Request: Return the material word for word. Do not include pictures.
— Begin Material provided —
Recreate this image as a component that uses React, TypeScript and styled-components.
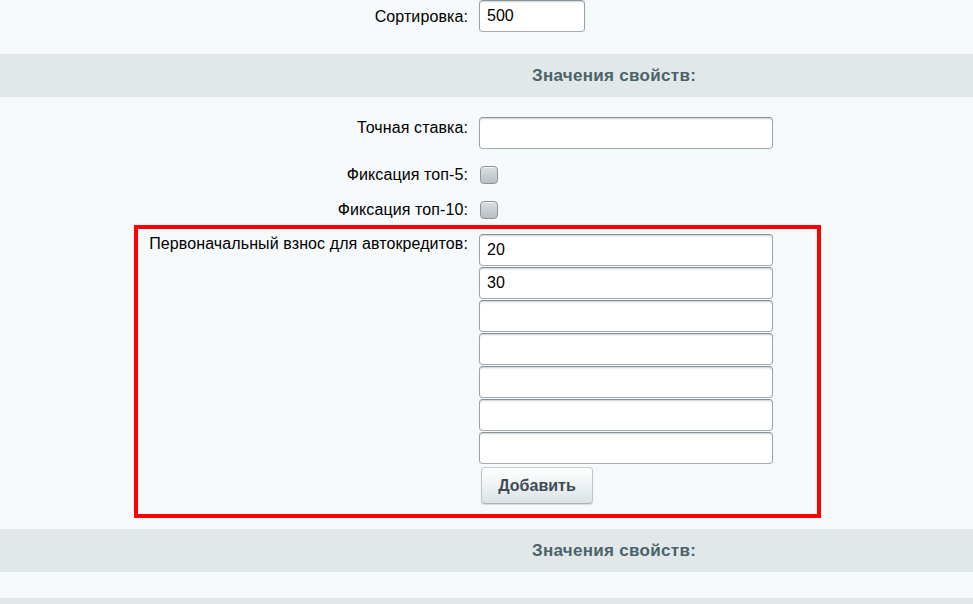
import React from "react";
import styled, { createGlobalStyle } from "styled-components";

const Global = createGlobalStyle`
  html, body { margin: 0; padding: 0; background: #f5f9f9; }
  body { font-family: "Liberation Sans", Arial, sans-serif; font-size: 16px; color: #000; overflow: hidden; }
`;

const Page = styled.div`
  width: 973px;
  height: 604px;
  overflow: hidden;
  background: #f5f9f9;
`;

const Row = styled.div<{ $pt?: number; $pb?: number; $align?: string }>`
  display: grid;
  grid-template-columns: 479px 1fr;
  align-items: ${(p) => p.$align || "start"};
  padding-top: ${(p) => p.$pt || 0}px;
  padding-bottom: ${(p) => p.$pb || 0}px;
`;

const Label = styled.div<{ $pt?: number }>`
  text-align: right;
  padding-right: 11px;
  padding-top: ${(p) => p.$pt || 0}px;
  line-height: 18px;
  white-space: nowrap;
  letter-spacing: 0.1px;
`;

const Field = styled.div`
  display: flex;
  flex-direction: column;
  align-items: flex-start;
`;

const Input = styled.input<{ $w: number }>`
  box-sizing: border-box;
  width: ${(p) => p.$w}px;
  height: 32px;
  margin: 0 0 1px 0;
  padding: 0 7px;
  border: 1px solid;
  border-color: #888f97 #9aa1a8 #a3aab0 #9aa1a8;
  border-radius: 4px;
  background: #fff;
  box-shadow: inset 0 2px 2px -1px rgba(180, 188, 191, 0.7), 0 1px 0 rgba(255, 255, 255, 0.3);
  font-family: "Liberation Sans", Arial, sans-serif;
  font-size: 16px;
  color: #000;
  outline: none;
`;

const Check = styled.span`
  display: block;
  box-sizing: border-box;
  width: 18px;
  height: 18px;
  margin-left: 1px;
  border: 1px solid #8d9498;
  border-radius: 4px;
  background: linear-gradient(#d9dee1, #b9c0c4);
  box-shadow: inset 0 1px 0 rgba(255, 255, 255, 0.6);
`;

const Heading = styled.div<{ $mt: number }>`
  margin-top: ${(p) => p.$mt}px;
  height: 43px;
  background: #e0e8ea;
  display: flex;
  align-items: center;
  padding-left: 532px;
  font-weight: bold;
  font-size: 17px;
  letter-spacing: 0.3px;
  color: #4b6267;
`;

const Highlight = styled.div`
  margin: 6px 0 0 134px;
  width: 687px;
  box-sizing: border-box;
  border: 4px solid #ff0000;
  padding: 5px 0 10px;
  display: grid;
  grid-template-columns: 341px 1fr;
  align-items: start;
`;

const Button = styled.button`
  box-sizing: border-box;
  margin: 2px 0 0 2px;
  width: 112px;
  height: 37px;
  border: 1px solid;
  border-color: #c3cbcf #bcc4c8 #a9b2b7 #bcc4c8;
  border-radius: 4px;
  background: linear-gradient(#ffffff, #dbe3e6);
  box-shadow: 0 1px 1px rgba(0, 0, 0, 0.12), inset 0 1px 0 #fff;
  font-family: "Liberation Sans", Arial, sans-serif;
  font-weight: bold;
  font-size: 16px;
  color: #3f4b53;
  cursor: pointer;
`;

const Spacer = styled.div<{ $h: number; $bg?: string }>`
  height: ${(p) => p.$h}px;
  background: ${(p) => p.$bg || "transparent"};
`;

const values = ["20", "30", "", "", "", "", ""];

export default function App() {
  return (
    <Page>
      <Global />
      <Row $align="center">
        <Label>Сортировка:</Label>
        <Field>
          <Input $w={106} defaultValue="500" />
        </Field>
      </Row>
      <Heading $mt={21}>Значения свойств:</Heading>
      <Row $pt={20}>
        <Label $pt={2}>Точная ставка:</Label>
        <Field>
          <Input $w={294} defaultValue="" />
        </Field>
      </Row>
      <Row $pt={16} $align="center">
        <Label>Фиксация топ-5:</Label>
        <Field>
          <Check />
        </Field>
      </Row>
      <Row $pt={17} $align="center">
        <Label>Фиксация топ-10:</Label>
        <Field>
          <Check />
        </Field>
      </Row>
      <Highlight>
        <Label $pt={1}>Первоначальный взнос для автокредитов:</Label>
        <Field>
          {values.map((v, i) => (
            <Input key={i} $w={294} defaultValue={v} />
          ))}
          <Button>Добавить</Button>
        </Field>
      </Highlight>
      <Heading $mt={11}>Значения свойств:</Heading>
      <Spacer $h={26} />
      <Spacer $h={10} $bg="#e0e8ea" />
    </Page>
  );
}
— End Material provided —
Response:
Recreate this image as a component that uses React, TypeScript and styled-components.
import React from "react";
import styled, { createGlobalStyle } from "styled-components";

const Global = createGlobalStyle`
  html, body { margin: 0; padding: 0; background: #f5f9f9; }
  body { font-family: "Liberation Sans", Arial, sans-serif; font-size: 16px; color: #000; overflow: hidden; }
`;

const Page = styled.div`
  width: 973px;
  height: 604px;
  overflow: hidden;
  background: #f5f9f9;
`;

const Row = styled.div<{ $pt?: number; $pb?: number; $align?: string }>`
  display: grid;
  grid-template-columns: 479px 1fr;
  align-items: ${(p) => p.$align || "start"};
  padding-top: ${(p) => p.$pt || 0}px;
  padding-bottom: ${(p) => p.$pb || 0}px;
`;

const Label = styled.div<{ $pt?: number }>`
  text-align: right;
  padding-right: 11px;
  padding-top: ${(p) => p.$pt || 0}px;
  line-height: 18px;
  white-space: nowrap;
  letter-spacing: 0.1px;
`;

const Field = styled.div`
  display: flex;
  flex-direction: column;
  align-items: flex-start;
`;

const Input = styled.input<{ $w: number }>`
  box-sizing: border-box;
  width: ${(p) => p.$w}px;
  height: 32px;
  margin: 0 0 1px 0;
  padding: 0 7px;
  border: 1px solid;
  border-color: #888f97 #9aa1a8 #a3aab0 #9aa1a8;
  border-radius: 4px;
  background: #fff;
  box-shadow: inset 0 2px 2px -1px rgba(180, 188, 191, 0.7), 0 1px 0 rgba(255, 255, 255, 0.3);
  font-family: "Liberation Sans", Arial, sans-serif;
  font-size: 16px;
  color: #000;
  outline: none;
`;

const Check = styled.span`
  display: block;
  box-sizing: border-box;
  width: 18px;
  height: 18px;
  margin-left: 1px;
  border: 1px solid #8d9498;
  border-radius: 4px;
  background: linear-gradient(#d9dee1, #b9c0c4);
  box-shadow: inset 0 1px 0 rgba(255, 255, 255, 0.6);
`;

const Heading = styled.div<{ $mt: number }>`
  margin-top: ${(p) => p.$mt}px;
  height: 43px;
  background: #e0e8ea;
  display: flex;
  align-items: center;
  padding-left: 532px;
  font-weight: bold;
  font-size: 17px;
  letter-spacing: 0.3px;
  color: #4b6267;
`;

const Highlight = styled.div`
  margin: 6px 0 0 134px;
  width: 687px;
  box-sizing: border-box;
  border: 4px solid #ff0000;
  padding: 5px 0 10px;
  display: grid;
  grid-template-columns: 341px 1fr;
  align-items: start;
`;

const Button = styled.button`
  box-sizing: border-box;
  margin: 2px 0 0 2px;
  width: 112px;
  height: 37px;
  border: 1px solid;
  border-color: #c3cbcf #bcc4c8 #a9b2b7 #bcc4c8;
  border-radius: 4px;
  background: linear-gradient(#ffffff, #dbe3e6);
  box-shadow: 0 1px 1px rgba(0, 0, 0, 0.12), inset 0 1px 0 #fff;
  font-family: "Liberation Sans", Arial, sans-serif;
  font-weight: bold;
  font-size: 16px;
  color: #3f4b53;
  cursor: pointer;
`;

const Spacer = styled.div<{ $h: number; $bg?: string }>`
  height: ${(p) => p.$h}px;
  background: ${(p) => p.$bg || "transparent"};
`;

const values = ["20", "30", "", "", "", "", ""];

export default function App() {
  return (
    <Page>
      <Global />
      <Row $align="center">
        <Label>Сортировка:</Label>
        <Field>
          <Input $w={106} defaultValue="500" />
        </Field>
      </Row>
      <Heading $mt={21}>Значения свойств:</Heading>
      <Row $pt={20}>
        <Label $pt={2}>Точная ставка:</Label>
        <Field>
          <Input $w={294} defaultValue="" />
        </Field>
      </Row>
      <Row $pt={16} $align="center">
        <Label>Фиксация топ-5:</Label>
        <Field>
          <Check />
        </Field>
      </Row>
      <Row $pt={17} $align="center">
        <Label>Фиксация топ-10:</Label>
        <Field>
          <Check />
        </Field>
      </Row>
      <Highlight>
        <Label $pt={1}>Первоначальный взнос для автокредитов:</Label>
        <Field>
          {values.map((v, i) => (
            <Input key={i} $w={294} defaultValue={v} />
          ))}
          <Button>Добавить</Button>
        </Field>
      </Highlight>
      <Heading $mt={11}>Значения свойств:</Heading>
      <Spacer $h={26} />
      <Spacer $h={10} $bg="#e0e8ea" />
    </Page>
  );
}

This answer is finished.